▸ **Stated goal**: Exactly as written, please set down all of the entries again, with no pictures.

▸ **Input records**:
--*--
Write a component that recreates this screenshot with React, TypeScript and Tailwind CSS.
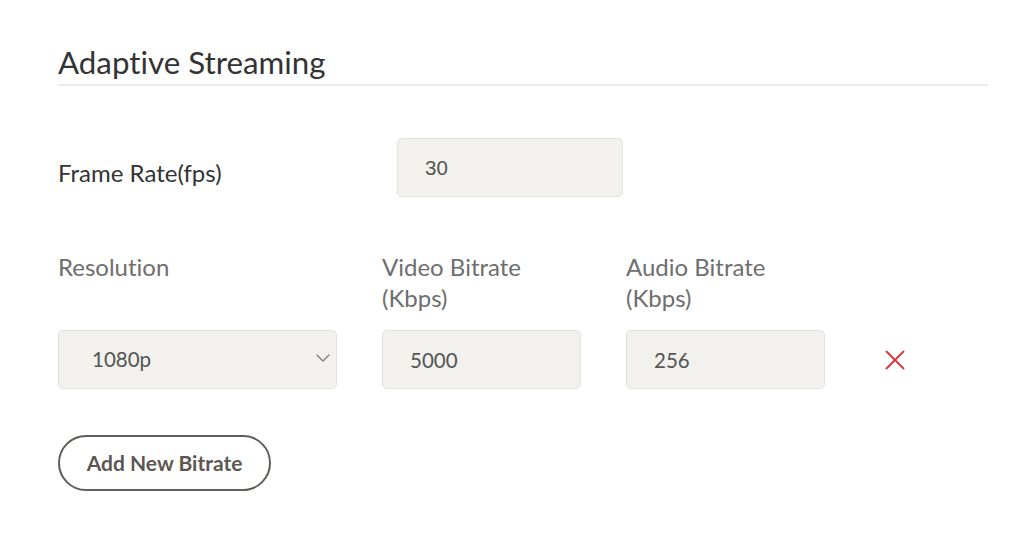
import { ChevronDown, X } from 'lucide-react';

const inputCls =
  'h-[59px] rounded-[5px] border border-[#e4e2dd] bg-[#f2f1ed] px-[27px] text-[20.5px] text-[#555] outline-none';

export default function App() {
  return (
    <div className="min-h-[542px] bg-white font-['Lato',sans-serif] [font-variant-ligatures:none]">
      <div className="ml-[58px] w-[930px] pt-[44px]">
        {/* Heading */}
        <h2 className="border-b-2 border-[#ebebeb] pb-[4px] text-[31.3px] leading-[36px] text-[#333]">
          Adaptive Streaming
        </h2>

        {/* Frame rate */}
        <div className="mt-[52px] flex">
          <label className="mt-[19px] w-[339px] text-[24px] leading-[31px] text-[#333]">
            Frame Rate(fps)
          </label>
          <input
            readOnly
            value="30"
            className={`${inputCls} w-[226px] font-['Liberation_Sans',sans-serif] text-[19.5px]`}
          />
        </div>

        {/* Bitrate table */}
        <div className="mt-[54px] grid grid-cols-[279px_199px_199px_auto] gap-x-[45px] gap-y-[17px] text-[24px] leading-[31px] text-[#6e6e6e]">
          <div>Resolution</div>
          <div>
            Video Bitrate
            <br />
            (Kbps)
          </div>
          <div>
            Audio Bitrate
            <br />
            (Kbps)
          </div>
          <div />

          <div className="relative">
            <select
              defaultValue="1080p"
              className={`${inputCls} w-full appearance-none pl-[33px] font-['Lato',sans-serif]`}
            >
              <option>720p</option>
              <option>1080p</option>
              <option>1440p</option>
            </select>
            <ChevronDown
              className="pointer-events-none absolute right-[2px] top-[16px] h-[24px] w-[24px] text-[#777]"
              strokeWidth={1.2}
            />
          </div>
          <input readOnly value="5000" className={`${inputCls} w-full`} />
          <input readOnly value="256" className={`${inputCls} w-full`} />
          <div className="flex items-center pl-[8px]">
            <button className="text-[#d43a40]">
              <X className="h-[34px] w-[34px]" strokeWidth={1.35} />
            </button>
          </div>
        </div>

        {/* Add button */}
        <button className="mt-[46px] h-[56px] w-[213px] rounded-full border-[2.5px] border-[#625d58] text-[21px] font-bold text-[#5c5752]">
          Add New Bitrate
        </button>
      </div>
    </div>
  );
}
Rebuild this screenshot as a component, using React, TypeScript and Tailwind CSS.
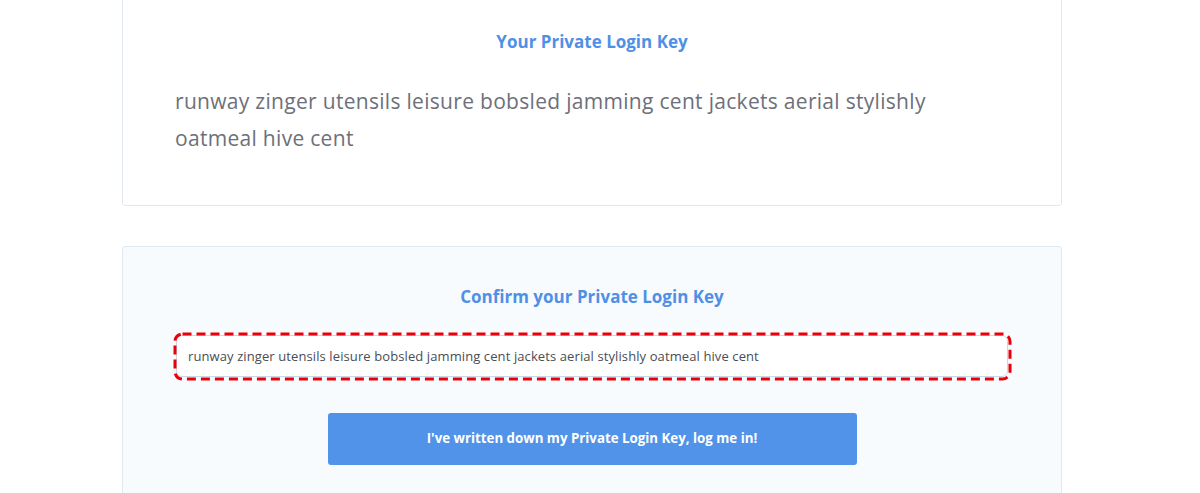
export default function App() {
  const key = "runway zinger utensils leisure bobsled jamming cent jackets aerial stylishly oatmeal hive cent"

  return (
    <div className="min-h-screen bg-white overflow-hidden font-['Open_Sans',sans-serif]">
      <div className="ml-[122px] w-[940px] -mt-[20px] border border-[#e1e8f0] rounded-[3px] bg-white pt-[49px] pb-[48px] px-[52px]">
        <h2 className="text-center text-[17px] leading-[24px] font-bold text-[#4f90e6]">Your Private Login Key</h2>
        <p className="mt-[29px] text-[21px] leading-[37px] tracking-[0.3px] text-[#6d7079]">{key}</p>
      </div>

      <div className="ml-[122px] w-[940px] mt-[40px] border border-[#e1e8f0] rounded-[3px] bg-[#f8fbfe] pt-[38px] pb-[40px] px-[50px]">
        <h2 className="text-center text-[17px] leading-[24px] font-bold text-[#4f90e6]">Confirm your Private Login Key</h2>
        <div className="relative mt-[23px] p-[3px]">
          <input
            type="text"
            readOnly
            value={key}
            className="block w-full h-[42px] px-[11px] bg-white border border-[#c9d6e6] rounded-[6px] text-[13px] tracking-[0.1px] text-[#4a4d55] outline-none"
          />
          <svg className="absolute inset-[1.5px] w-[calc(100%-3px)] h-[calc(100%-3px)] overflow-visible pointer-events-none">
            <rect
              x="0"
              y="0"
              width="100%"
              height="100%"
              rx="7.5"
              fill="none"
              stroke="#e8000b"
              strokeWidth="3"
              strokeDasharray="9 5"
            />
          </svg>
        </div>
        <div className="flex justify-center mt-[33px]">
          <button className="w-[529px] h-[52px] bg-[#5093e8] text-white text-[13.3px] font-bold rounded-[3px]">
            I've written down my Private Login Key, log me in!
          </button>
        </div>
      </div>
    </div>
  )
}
--*--
▸ **Reply to the exercise**:
Write a component that recreates this screenshot with React, TypeScript and Tailwind CSS.
import { ChevronDown, X } from 'lucide-react';

const inputCls =
  'h-[59px] rounded-[5px] border border-[#e4e2dd] bg-[#f2f1ed] px-[27px] text-[20.5px] text-[#555] outline-none';

export default function App() {
  return (
    <div className="min-h-[542px] bg-white font-['Lato',sans-serif] [font-variant-ligatures:none]">
      <div className="ml-[58px] w-[930px] pt-[44px]">
        {/* Heading */}
        <h2 className="border-b-2 border-[#ebebeb] pb-[4px] text-[31.3px] leading-[36px] text-[#333]">
          Adaptive Streaming
        </h2>

        {/* Frame rate */}
        <div className="mt-[52px] flex">
          <label className="mt-[19px] w-[339px] text-[24px] leading-[31px] text-[#333]">
            Frame Rate(fps)
          </label>
          <input
            readOnly
            value="30"
            className={`${inputCls} w-[226px] font-['Liberation_Sans',sans-serif] text-[19.5px]`}
          />
        </div>

        {/* Bitrate table */}
        <div className="mt-[54px] grid grid-cols-[279px_199px_199px_auto] gap-x-[45px] gap-y-[17px] text-[24px] leading-[31px] text-[#6e6e6e]">
          <div>Resolution</div>
          <div>
            Video Bitrate
            <br />
            (Kbps)
          </div>
          <div>
            Audio Bitrate
            <br />
            (Kbps)
          </div>
          <div />

          <div className="relative">
            <select
              defaultValue="1080p"
              className={`${inputCls} w-full appearance-none pl-[33px] font-['Lato',sans-serif]`}
            >
              <option>720p</option>
              <option>1080p</option>
              <option>1440p</option>
            </select>
            <ChevronDown
              className="pointer-events-none absolute right-[2px] top-[16px] h-[24px] w-[24px] text-[#777]"
              strokeWidth={1.2}
            />
          </div>
          <input readOnly value="5000" className={`${inputCls} w-full`} />
          <input readOnly value="256" className={`${inputCls} w-full`} />
          <div className="flex items-center pl-[8px]">
            <button className="text-[#d43a40]">
              <X className="h-[34px] w-[34px]" strokeWidth={1.35} />
            </button>
          </div>
        </div>

        {/* Add button */}
        <button className="mt-[46px] h-[56px] w-[213px] rounded-full border-[2.5px] border-[#625d58] text-[21px] font-bold text-[#5c5752]">
          Add New Bitrate
        </button>
      </div>
    </div>
  );
}
Rebuild this screenshot as a component, using React, TypeScript and Tailwind CSS.
export default function App() {
  const key = "runway zinger utensils leisure bobsled jamming cent jackets aerial stylishly oatmeal hive cent"

  return (
    <div className="min-h-screen bg-white overflow-hidden font-['Open_Sans',sans-serif]">
      <div className="ml-[122px] w-[940px] -mt-[20px] border border-[#e1e8f0] rounded-[3px] bg-white pt-[49px] pb-[48px] px-[52px]">
        <h2 className="text-center text-[17px] leading-[24px] font-bold text-[#4f90e6]">Your Private Login Key</h2>
        <p className="mt-[29px] text-[21px] leading-[37px] tracking-[0.3px] text-[#6d7079]">{key}</p>
      </div>

      <div className="ml-[122px] w-[940px] mt-[40px] border border-[#e1e8f0] rounded-[3px] bg-[#f8fbfe] pt-[38px] pb-[40px] px-[50px]">
        <h2 className="text-center text-[17px] leading-[24px] font-bold text-[#4f90e6]">Confirm your Private Login Key</h2>
        <div className="relative mt-[23px] p-[3px]">
          <input
            type="text"
            readOnly
            value={key}
            className="block w-full h-[42px] px-[11px] bg-white border border-[#c9d6e6] rounded-[6px] text-[13px] tracking-[0.1px] text-[#4a4d55] outline-none"
          />
          <svg className="absolute inset-[1.5px] w-[calc(100%-3px)] h-[calc(100%-3px)] overflow-visible pointer-events-none">
            <rect
              x="0"
              y="0"
              width="100%"
              height="100%"
              rx="7.5"
              fill="none"
              stroke="#e8000b"
              strokeWidth="3"
              strokeDasharray="9 5"
            />
          </svg>
        </div>
        <div className="flex justify-center mt-[33px]">
          <button className="w-[529px] h-[52px] bg-[#5093e8] text-white text-[13.3px] font-bold rounded-[3px]">
            I've written down my Private Login Key, log me in!
          </button>
        </div>
      </div>
    </div>
  )
}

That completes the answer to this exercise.